John Walker's Electronic House

The Rules

    THE RULES

#1 If you think of an excellent punning name for a shop or business, you must quit your job there and then, and begin that enterprise immediately.

#2 Never go to a party which has clip art on the invite.

#3 You no longer have to pay £7 to have a conversation with your friends at the cinema. From now on you may have the same conversation with your friends in the park, for free.

#4 Look at toilets before you sit down, you idiot.

#5 If you are offered a cup of tea or coffee, that is the indication that it’s not too much trouble. From now on, if you put this proviso on your reply, you will be obliged to leave.

#6 If you have a t-shirt with writing across your breasts, that means you’ve said it’s ok for people to read your breasts.

#7 No umbrellas.

#8 You no longer have to thank cars for stopping at zebra crossings. They’re required to stop.

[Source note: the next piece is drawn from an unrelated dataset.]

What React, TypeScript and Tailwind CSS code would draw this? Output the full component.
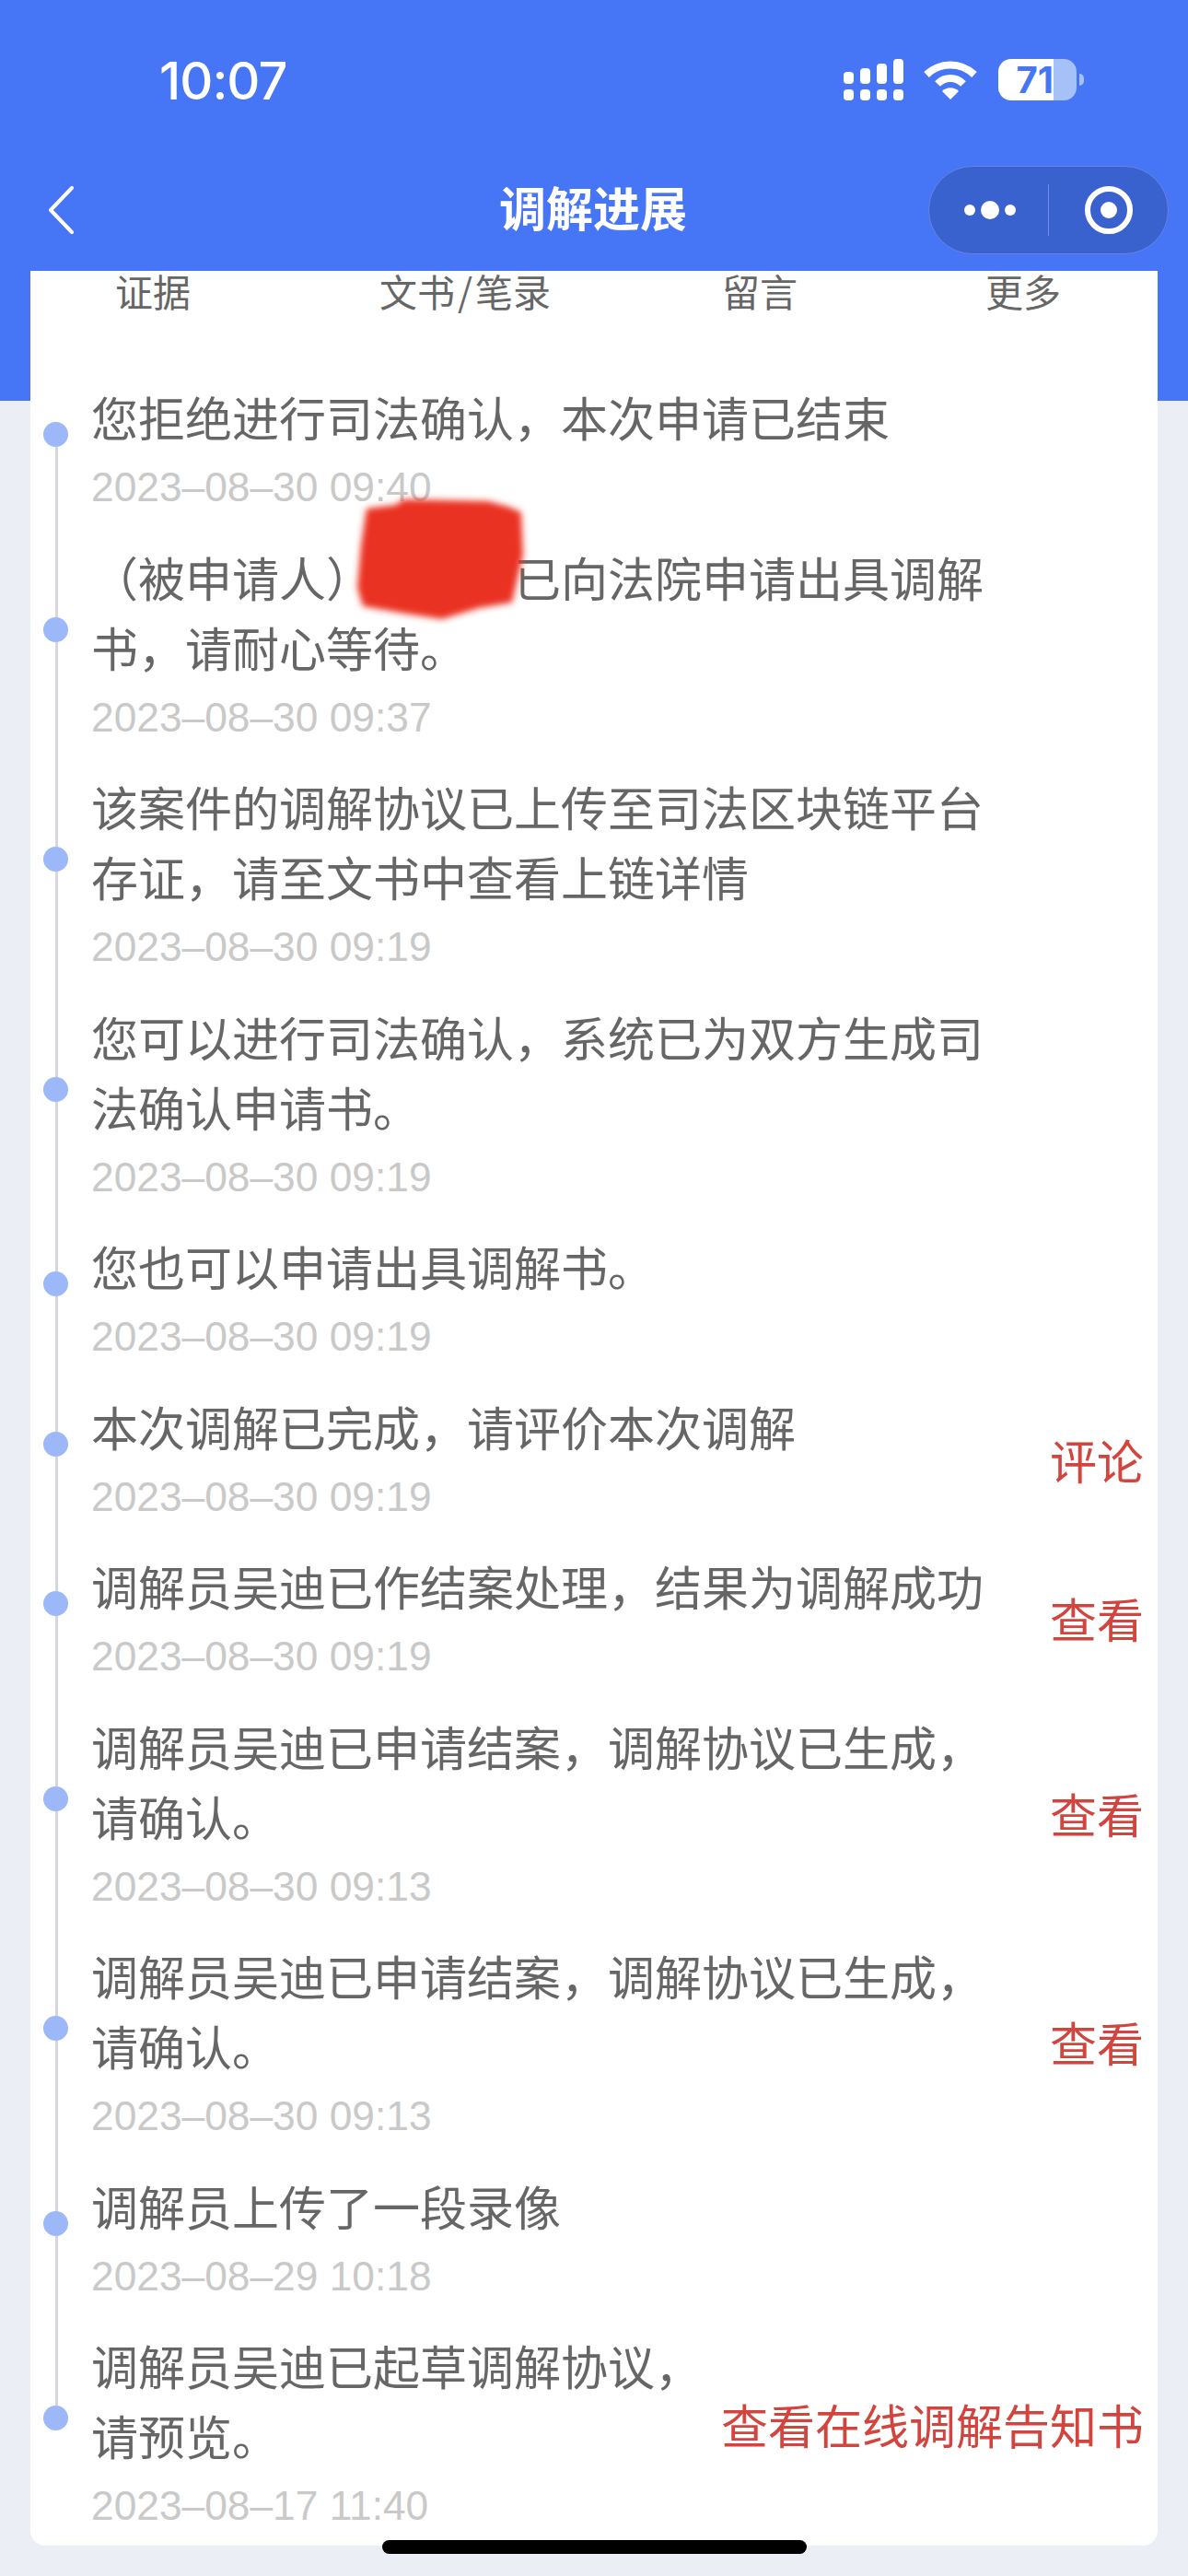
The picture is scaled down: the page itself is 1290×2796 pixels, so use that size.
const cjk = "font-['Noto_Sans_CJK_SC','Liberation_Sans',sans-serif]";

type Entry = {
  lines: React.ReactNode[];
  date: string;
  action?: string;
  actionTop?: string;
};

const entries: Entry[] = [
  { lines: ["您拒绝进行司法确认，本次申请已结束"], date: "2023–08–30 09:40" },
  {
    lines: [
      <>
        （被申请人）<span className="inline-block w-[153px]" />已向法院申请出具调解
      </>,
      "书，请耐心等待。",
    ],
    date: "2023–08–30 09:37",
  },
  { lines: ["该案件的调解协议已上传至司法区块链平台", "存证，请至文书中查看上链详情"], date: "2023–08–30 09:19" },
  { lines: ["您可以进行司法确认，系统已为双方生成司", "法确认申请书。"], date: "2023–08–30 09:19" },
  { lines: ["您也可以申请出具调解书。"], date: "2023–08–30 09:19" },
  { lines: ["本次调解已完成，请评价本次调解"], date: "2023–08–30 09:19", action: "评论", actionTop: "mt-[36px]" },
  { lines: ["调解员吴迪已作结案处理，结果为调解成功"], date: "2023–08–30 09:19", action: "查看", actionTop: "mt-[35px]" },
  { lines: ["调解员吴迪已申请结案，调解协议已生成，", "请确认。"], date: "2023–08–30 09:13", action: "查看", actionTop: "mt-[73px]" },
  { lines: ["调解员吴迪已申请结案，调解协议已生成，", "请确认。"], date: "2023–08–30 09:13", action: "查看", actionTop: "mt-[72px]" },
  { lines: ["调解员上传了一段录像"], date: "2023–08–29 10:18" },
  { lines: ["调解员吴迪已起草调解协议，", "请预览。"], date: "2023–08–17 11:40", action: "查看在线调解告知书", actionTop: "mt-[64px]" },
];

const StatusIcons = () => (
  <div className="flex items-start">
    {/* signal */}
    <svg width="65" height="45" viewBox="0 0 65 45" fill="white" className="mr-[22px]">
      <rect x="0" y="14" width="11" height="13" rx="4" />
      <rect x="18" y="10" width="11" height="17" rx="4" />
      <rect x="36" y="5" width="11" height="22" rx="4" />
      <rect x="54" y="0" width="11" height="27" rx="4" />
      <rect x="0" y="33" width="11" height="12" rx="4" />
      <rect x="18" y="33" width="11" height="12" rx="4" />
      <rect x="36" y="33" width="11" height="12" rx="4" />
      <rect x="54" y="33" width="11" height="12" rx="4" />
    </svg>
    {/* wifi */}
    <svg width="58" height="42" viewBox="0 0 58 42" className="mt-[2px] mr-[23px]">
      <path d="M3 15 C18 1 40 1 55 15" fill="none" stroke="white" strokeWidth="8" />
      <path d="M15 25 C23 17 35 17 43 25" fill="none" stroke="white" strokeWidth="8" />
      <path d="M20 33 C25 28 33 28 38 33 L29 42 Z" fill="white" />
    </svg>
    {/* battery */}
    <div className="flex h-[45px] w-[85px]">
      <div className="flex h-full w-[60px] items-center justify-end rounded-l-[14px] bg-white">
        <span className="font-['Inter',sans-serif] text-[40px] font-bold leading-[45px] text-[#4675f6]">71</span>
      </div>
      <div className="h-full flex-1 rounded-r-[14px] bg-[#a6c0f8]" />
    </div>
    <div className="ml-[3px] mt-[16px] h-[13px] w-[5px] rounded-r-full bg-[#a6c0f8]" />
  </div>
);

const Capsule = () => (
  <div className="flex h-[96px] w-[261px] items-center rounded-full border border-[#6385e4] bg-[#3a62cf]">
    <div className="flex flex-1 items-center justify-center gap-[6px] pl-[2px]">
      <span className="h-[12px] w-[12px] rounded-full bg-white" />
      <span className="h-[20px] w-[20px] rounded-full bg-white" />
      <span className="h-[12px] w-[12px] rounded-full bg-white" />
    </div>
    <div className="h-[56px] w-px bg-[#7291e6]" />
    <div className="flex w-[129px] items-center justify-center">
      <div className="flex h-[52px] w-[52px] items-center justify-center rounded-full border-[6px] border-white">
        <span className="h-[18px] w-[18px] rounded-full bg-white" />
      </div>
    </div>
  </div>
);

const Row = ({ entry }: { entry: Entry }) => (
  <div className="flex items-start">
    <div className="min-w-0 flex-1">
      <div className="relative text-[51px] leading-[76px] text-[#666666] whitespace-nowrap">
        <span className="absolute left-[-52px] top-1/2 mt-[6px] h-[27px] w-[27px] rounded-full bg-[#9db8f8]" />
        {entry.lines.map((line, i) => (
          <div key={i}>{line}</div>
        ))}
      </div>
      <div className="h-[97.5px] pt-[6px] font-['Liberation_Sans',sans-serif] text-[44.3px] leading-[66px] text-[#c9c9c9]">
        {entry.date}
      </div>
    </div>
    {entry.action && (
      <div className={`shrink-0 text-[51px] leading-[76px] text-[#d2453f] ${entry.actionTop}`}>
        {entry.action}
      </div>
    )}
  </div>
);

export default function App() {
  return (
    <div className={`relative h-[2796px] w-[1290px] overflow-hidden bg-[#eceef5] ${cjk}`}>
      {/* header */}
      <div className="h-[435px] bg-[#4675f6] px-[52px] pt-[64px]">
        <div className="flex items-start justify-between">
          <div className="ml-[121px] font-['Inter',sans-serif] text-[56px] font-medium leading-[48px] tracking-[-1px] text-white">
            10:07
          </div>
          <div className="mr-[61px]">
            <StatusIcons />
          </div>
        </div>
        <div className="relative mt-[68px] flex items-center justify-between">
          <svg width="28" height="52" viewBox="0 0 28 52" fill="none" stroke="white" strokeWidth="4" strokeLinecap="round" strokeLinejoin="round">
            <path d="M26 2 L3 26 L26 50" />
          </svg>
          <div className="absolute left-[490px] top-[6px] text-[51px] font-bold leading-[76px] text-white">
            调解进展
          </div>
          <div className="mr-[-31px]">
            <Capsule />
          </div>
        </div>
      </div>

      {/* card */}
      <div className="relative mx-[33px] mt-[-141px] h-[2469px] rounded-b-[16px] bg-white">
        {/* tabs */}
        <div className="flex h-[120px] items-start pl-[92px] text-[41px] leading-[42px] text-[#666666]">
          <div>证据</div>
          <div className="ml-[205px]">
            文书<span className="mx-[3px]">/</span>笔录
          </div>
          <div className="ml-[186px]">留言</div>
          <div className="ml-[204px]">更多</div>
        </div>

        {/* timeline */}
        <div className="relative pl-[66px] pr-[15px]">
          <div className="absolute bottom-[150px] left-[27px] top-[57px] w-[3px] bg-[#d6d7dc]" />
          {entries.map((entry, i) => (
            <Row key={i} entry={entry} />
          ))}
        </div>

        {/* redaction */}
        <svg width="200" height="150" viewBox="0 0 200 150" className="absolute left-[347px] top-[238px]">
          <defs>
            <filter id="smudge">
              <feGaussianBlur stdDeviation="3.5" />
            </filter>
          </defs>
          <path
            d="M18 20 L50 16 L58 10 L150 12 L172 18 L186 24 L188 70 L176 122 L140 128 L100 140 L60 134 L14 126 L8 106 L12 60 Z"
            fill="#ea3323"
            filter="url(#smudge)"
          />
        </svg>
      </div>

      {/* home indicator */}
      <div className="absolute bottom-[24px] left-[415px] h-[15px] w-[461px] rounded-full bg-black" />
    </div>
  );
}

You don’t thank them at traffic lights, so stop it at zebra crossings as well.

#9 Get your wallet/purse out before you put your shopping on the conveyor belt.

#10 You must be involved in the digging of one hole, at least one foot deep, every year.

#11 The right to walk in front of anyone you like at any time you like because you’re pushing a buggy/stroller has been entirely revoked. You’re back to having to give a crap about anyone else again.

#12 Every time you hear someone use the word “debate” with some sort of explanation that it needs to be bigger than the norm, you absolutely must say, “mass debate” and snigger.

#13 Fake bingo calls are always funny. “Seven and three, twenty-eight.” “All the fours, nine.” “On its own, eighty-two.”

#14 Correcting grammar is to be met with a sense of reverence and awe.

#15 One type of cleaning spray for bathroom and kitchen.

#16 People who get blown up by bombs are not “brave”. They are “unlucky”. From now on, they are to only receive awards for “Misfortune”.

#17 Any sentence that begins, “Am I the only person who thinks…” or “Is it just me or…” is to be ignored.

#18 When walking down the pavement/sidewalk and someone is walking toward you in the opposite direction, the first person to move to one side has the priority. Moving over to the same side after the first person has moved over gives the first person permission to hit you with a pole. This situation is not funny in any sense, and nervous laughter in response is outlawed.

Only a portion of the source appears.